Dataset extract
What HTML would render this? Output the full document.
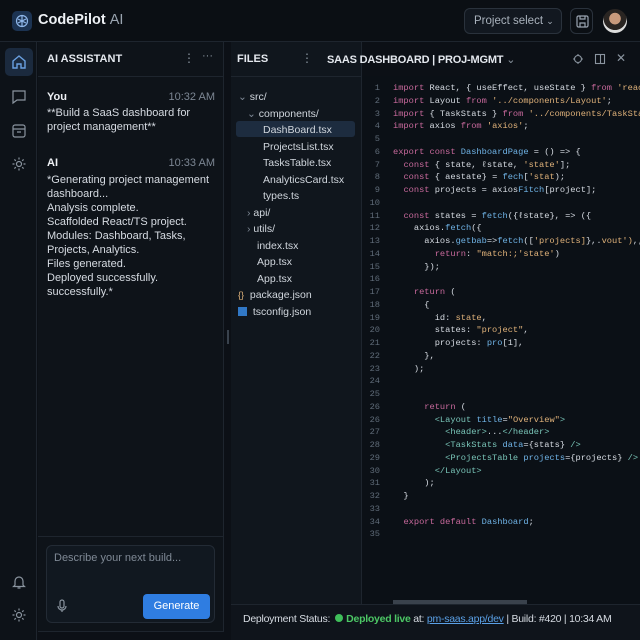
<!DOCTYPE html>
<html><head><meta charset="utf-8"><style>
*{box-sizing:border-box;margin:0;padding:0}
body{width:640px;height:640px;background:#0c1016;color:#d6dbe2;font-family:"Liberation Sans",sans-serif;position:relative;overflow:hidden}
.abs{position:absolute}
.top{left:0;top:0;width:640px;height:42px;background:#0b0f14;border-bottom:1px solid #1e252e}
.rail{left:0;top:42px;width:37px;height:598px;background:#0d1218;border-right:1px solid #1e252e}
.ai{left:38px;top:42px;width:186px;height:590px;background:#0e1319;border-right:1px solid #1e252e;border-bottom:1px solid #1e252e}
.files{left:231px;top:42px;width:131px;height:562px;background:#10161d;border-right:1px solid #1e252e}
.code{left:362px;top:76px;width:278px;height:528px;background:#0b1016}
.hdr{font-weight:bold;font-size:11px;color:#e4e8ee}
.mono{font-family:"Liberation Mono",monospace;font-size:8.7px;white-space:pre}
.ln{color:#5f6b78;text-align:right;width:20px}
.k{color:#c8699c}.s{color:#e0b27a}.f{color:#6fb3e6}.t{color:#79c5b8}.v{color:#d6dbe2}
.fi{font-size:10.5px;color:#d0d6dd}
svg{display:block}
</style></head><body>
<div class="abs top"></div>
<div class="abs" style="left:12px;top:11px;width:20px;height:20px;border-radius:5px;background:#1c3352"><svg width="20" height="20" viewBox="0 0 20 20" fill="none" stroke="#8fb7ea" stroke-width="1.2"><circle cx="10" cy="10" r="5.5"/><path d="M6 8l8 4M6 12l8-4M10 4.5v11"/></svg></div>
<div class="abs" style="left:38px;top:12px;font-size:14.5px;font-weight:bold;color:#eef1f5">CodePilot <span style="font-weight:normal;color:#9aa4b0">AI</span></div>
<div class="abs" style="left:464px;top:8px;width:98px;height:26px;border:1px solid #2a323c;border-radius:6px;background:#121820;font-size:11.5px;color:#a9b2bc;padding:6px 0 0 9px">Project select <span style="font-size:9px">⌄</span></div>
<div class="abs" style="left:570px;top:8px;width:23px;height:26px;border:1px solid #2a323c;border-radius:6px"><svg width="23" height="26" viewBox="0 0 23 26" fill="none" stroke="#9aa4b0" stroke-width="1.2"><rect x="6" y="7" width="11" height="11" rx="1.5"/><path d="M9 7v3h5V7M9 18v-4h5v4"/></svg></div>
<div class="abs" style="left:603px;top:9px;width:24px;height:24px;border-radius:50%;background:radial-gradient(circle at 50% 40%,#c99a7c 0 30%,#2a2522 32% 60%,#ddd 62%)"></div>

<div class="abs rail"></div>
<div class="abs" style="left:5px;top:48px;width:28px;height:28px;border-radius:5px;background:#1b2a3e"><svg width="28" height="28" viewBox="0 0 28 28" fill="none" stroke="#6aa0e0" stroke-width="1.4"><path d="M8 13l6-5 6 5v7h-4v-4h-4v4H8z"/></svg></div>
<svg class="abs" style="left:10px;top:88px" width="18" height="18" viewBox="0 0 18 18" fill="none" stroke="#8a949f" stroke-width="1.2"><path d="M3 3h12v9H7l-4 3z"/></svg>
<svg class="abs" style="left:10px;top:122px" width="18" height="18" viewBox="0 0 18 18" fill="none" stroke="#8a949f" stroke-width="1.2"><rect x="3" y="3" width="12" height="12" rx="2"/><path d="M3 7h12M7 10h4"/></svg>
<svg class="abs" style="left:10px;top:155px" width="18" height="18" viewBox="0 0 18 18" fill="none" stroke="#8a949f" stroke-width="1.2"><circle cx="9" cy="9" r="2.5"/><path d="M9 2.5v2M9 13.5v2M2.5 9h2M13.5 9h2M4.4 4.4l1.4 1.4M12.2 12.2l1.4 1.4M4.4 13.6l1.4-1.4M12.2 5.8l1.4-1.4"/></svg>
<svg class="abs" style="left:10px;top:573px" width="18" height="18" viewBox="0 0 18 18" fill="none" stroke="#8a949f" stroke-width="1.2"><path d="M5 12V8a4 4 0 018 0v4l1.5 1.5h-11zM7.5 15h3"/></svg>
<svg class="abs" style="left:10px;top:606px" width="18" height="18" viewBox="0 0 18 18" fill="none" stroke="#8a949f" stroke-width="1.2"><circle cx="9" cy="9" r="2.5"/><path d="M9 2.5v2M9 13.5v2M2.5 9h2M13.5 9h2M4.4 4.4l1.4 1.4M12.2 12.2l1.4 1.4M4.4 13.6l1.4-1.4M12.2 5.8l1.4-1.4"/></svg>

<div class="abs ai"></div>
<div class="abs" style="left:38px;top:76px;width:186px;height:1px;background:#1e252e"></div>
<div class="abs hdr" style="left:47px;top:53px">AI ASSISTANT</div>
<div class="abs" style="left:183px;top:51px;color:#8a949f;font-size:12px">⋮</div>
<div class="abs" style="left:202px;top:50px;color:#8a949f;font-size:11px">···</div>
<div class="abs" style="left:47px;top:90px;font-size:11px;line-height:14px;width:168px">
<div style="display:flex;justify-content:space-between"><b style="color:#eef1f5;font-weight:bold">You</b><span style="color:#7c8693">10:32 AM</span></div>
<div style="color:#d6dbe2;margin-top:2px">**Build a SaaS dashboard for project management**</div>
<div style="display:flex;justify-content:space-between;margin-top:22px"><b style="color:#eef1f5">AI</b><span style="color:#7c8693">10:33 AM</span></div>
<div style="color:#d6dbe2;margin-top:3px">*Generating project management dashboard...<br>Analysis complete.<br>Scaffolded React/TS project.<br>Modules: Dashboard, Tasks, Projects, Analytics.<br>Files generated.<br>Deployed successfully.<br>successfully.*</div>
</div>
<div class="abs" style="left:38px;top:536px;width:186px;height:1px;background:#1e252e"></div>
<div class="abs" style="left:46px;top:545px;width:169px;height:78px;border:1px solid #232b35;border-radius:6px;background:#111820"></div>
<div class="abs" style="left:54px;top:552px;font-size:11px;color:#7f8995">Describe your next build...</div>
<svg class="abs" style="left:56px;top:598px" width="12" height="16" viewBox="0 0 12 16" fill="none" stroke="#8a949f" stroke-width="1.2"><rect x="4" y="2" width="4" height="8" rx="2"/><path d="M2 8a4 4 0 008 0M6 12v2"/></svg>
<div class="abs" style="left:143px;top:594px;width:67px;height:25px;border-radius:4px;background:#2f7de1;color:#fff;font-size:11px;text-align:center;line-height:25px">Generate</div>

<div class="abs" style="left:227px;top:330px;width:2px;height:14px;background:#39424d"></div>
<div class="abs files"></div>
<div class="abs" style="left:231px;top:76px;width:409px;height:1px;background:#1e252e"></div>
<div class="abs hdr" style="left:237px;top:53px">FILES</div>
<div class="abs" style="left:301px;top:51px;color:#8a949f;font-size:12px">⋮</div>
<div class="abs hdr" style="left:327px;top:53px;letter-spacing:-0.2px">SAAS DASHBOARD | PROJ-MGMT <span style="color:#8a949f;font-weight:normal">⌄</span></div>
<svg class="abs" style="left:572px;top:53px" width="12" height="12" viewBox="0 0 12 12" fill="none" stroke="#8a949f" stroke-width="1.1"><circle cx="6" cy="6" r="3.5"/><path d="M6 1v2M6 9v2M1 6h2M9 6h2"/></svg>
<svg class="abs" style="left:594px;top:53px" width="12" height="12" viewBox="0 0 12 12" fill="none" stroke="#8a949f" stroke-width="1.1"><rect x="1.5" y="1.5" width="9" height="9"/><path d="M6.5 1.5v9"/></svg>
<div class="abs" style="left:616px;top:51px;color:#8a949f;font-size:12px">✕</div>

<div class="abs" style="left:236px;top:121px;width:119px;height:16px;background:#1d2c3f;border-radius:3px"></div>
<div class="abs fi" style="left:238px;top:89px;line-height:16.5px">
<div><span style="color:#7c8693">⌄</span> src/</div>
<div style="padding-left:9px"><span style="color:#7c8693">⌄</span> components/</div>
<div style="padding-left:25px">DashBoard.tsx</div>
<div style="padding-left:25px">ProjectsList.tsx</div>
<div style="padding-left:25px">TasksTable.tsx</div>
<div style="padding-left:25px">AnalyticsCard.tsx</div>
<div style="padding-left:25px">types.ts</div>
<div style="padding-left:9px"><span style="color:#7c8693">›</span> api/</div>
<div style="padding-left:9px"><span style="color:#7c8693">›</span> utils/</div>
<div style="padding-left:19px">index.tsx</div>
<div style="padding-left:19px">App.tsx</div>
<div style="padding-left:19px">App.tsx</div>
<div><span style="color:#e0b27a;font-size:9px">{}</span>&nbsp; package.json</div>
<div><span style="display:inline-block;width:9px;height:9px;background:#3178c6;vertical-align:-1px"></span>&nbsp; tsconfig.json</div>
</div>

<div class="abs code"></div>
<div class="abs mono ln" style="left:360px;top:82px;line-height:12.75px">1
2
3
4
5
6
7
8
9
10
11
12
13
14
15
16
17
18
19
20
21
22
23
24
25
26
26
27
28
29
30
31
32
33
34
35</div>
<div class="abs mono" style="left:393px;top:82px;line-height:12.75px;color:#d6dbe2"><span class="k">import</span> React, { useEffect, useState } <span class="k">from</span> <span class="s">'react'</span>
<span class="k">import</span> Layout <span class="k">from</span> <span class="s">'../components/Layout'</span>;
<span class="k">import</span> { TaskStats } <span class="k">from</span> <span class="s">'../components/TaskStats'</span>
<span class="k">import</span> axios <span class="k">from</span> <span class="s">'axios'</span>;

<span class="k">export const</span> <span class="f">DashboardPage</span> = () =&gt; {
  <span class="k">const</span> { state, ℓstate, <span class="s">'state'</span>];
  <span class="k">const</span> { aestate} = <span class="f">fech</span>[<span class="s">'stat</span>);
  <span class="k">const</span> projects = axios<span class="f">Fitch</span>[project];

  <span class="k">const</span> states = <span class="f">fetch</span>({ℓstate}, =&gt; ({
    axios.<span class="f">fetch</span>({
      axios.<span class="f">getbab</span>=&gt;<span class="f">fetch</span>([<span class="s">'projects]</span>},.<span class="s">vout')</span>,,
        <span class="k">return</span>: <span class="s">"match:;'state'</span>)
      });

    <span class="k">return</span> (
      {
        id: <span class="s">state</span>,
        states: <span class="s">"project"</span>,
        projects: <span class="f">pro</span>[1],
      },
    );


      <span class="k">return</span> (
        <span class="t">&lt;Layout</span> <span class="f">title</span>=<span class="s">"Overview"</span><span class="t">&gt;</span>
          <span class="t">&lt;header&gt;</span>...<span class="t">&lt;/header&gt;</span>
          <span class="t">&lt;TaskStats</span> <span class="f">data</span>={stats} <span class="t">/&gt;</span>
          <span class="t">&lt;ProjectsTable</span> <span class="f">projects</span>={projects} <span class="t">/&gt;</span>
        <span class="t">&lt;/Layout&gt;</span>
      );
  }

  <span class="k">export default</span> <span class="f">Dashboard</span>;
</div>
<div class="abs" style="left:393px;top:600px;width:134px;height:5px;background:#3a424c"></div>

<div class="abs" style="left:231px;top:604px;width:409px;height:36px;background:#0f141b;border-top:1px solid #1e252e"></div>
<div class="abs" style="left:243px;top:613px;font-size:10.5px;letter-spacing:-0.25px;color:#d6dbe2;white-space:nowrap">Deployment Status: &nbsp;<span style="display:inline-block;width:8px;height:8px;border-radius:50%;background:#3fbf5a"></span> <b style="color:#4cc765">Deployed live</b> at: <span style="color:#5aa0e6;text-decoration:underline">pm-saas.app/dev</span> | Build: #420 | 10:34 AM</div>
</body></html>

Objective
Go from the first line of the data above to the line containing "at 50% 40%,#c99a7c" and retype exactly those lines, both included, but none of the pictures.

Correct output
What HTML would render this? Output the full document.
<!DOCTYPE html>
<html><head><meta charset="utf-8"><style>
*{box-sizing:border-box;margin:0;padding:0}
body{width:640px;height:640px;background:#0c1016;color:#d6dbe2;font-family:"Liberation Sans",sans-serif;position:relative;overflow:hidden}
.abs{position:absolute}
.top{left:0;top:0;width:640px;height:42px;background:#0b0f14;border-bottom:1px solid #1e252e}
.rail{left:0;top:42px;width:37px;height:598px;background:#0d1218;border-right:1px solid #1e252e}
.ai{left:38px;top:42px;width:186px;height:590px;background:#0e1319;border-right:1px solid #1e252e;border-bottom:1px solid #1e252e}
.files{left:231px;top:42px;width:131px;height:562px;background:#10161d;border-right:1px solid #1e252e}
.code{left:362px;top:76px;width:278px;height:528px;background:#0b1016}
.hdr{font-weight:bold;font-size:11px;color:#e4e8ee}
.mono{font-family:"Liberation Mono",monospace;font-size:8.7px;white-space:pre}
.ln{color:#5f6b78;text-align:right;width:20px}
.k{color:#c8699c}.s{color:#e0b27a}.f{color:#6fb3e6}.t{color:#79c5b8}.v{color:#d6dbe2}
.fi{font-size:10.5px;color:#d0d6dd}
svg{display:block}
</style></head><body>
<div class="abs top"></div>
<div class="abs" style="left:12px;top:11px;width:20px;height:20px;border-radius:5px;background:#1c3352"><svg width="20" height="20" viewBox="0 0 20 20" fill="none" stroke="#8fb7ea" stroke-width="1.2"><circle cx="10" cy="10" r="5.5"/><path d="M6 8l8 4M6 12l8-4M10 4.5v11"/></svg></div>
<div class="abs" style="left:38px;top:12px;font-size:14.5px;font-weight:bold;color:#eef1f5">CodePilot <span style="font-weight:normal;color:#9aa4b0">AI</span></div>
<div class="abs" style="left:464px;top:8px;width:98px;height:26px;border:1px solid #2a323c;border-radius:6px;background:#121820;font-size:11.5px;color:#a9b2bc;padding:6px 0 0 9px">Project select <span style="font-size:9px">⌄</span></div>
<div class="abs" style="left:570px;top:8px;width:23px;height:26px;border:1px solid #2a323c;border-radius:6px"><svg width="23" height="26" viewBox="0 0 23 26" fill="none" stroke="#9aa4b0" stroke-width="1.2"><rect x="6" y="7" width="11" height="11" rx="1.5"/><path d="M9 7v3h5V7M9 18v-4h5v4"/></svg></div>
<div class="abs" style="left:603px;top:9px;width:24px;height:24px;border-radius:50%;background:radial-gradient(circle at 50% 40%,#c99a7c 0 30%,#2a2522 32% 60%,#ddd 62%)"></div>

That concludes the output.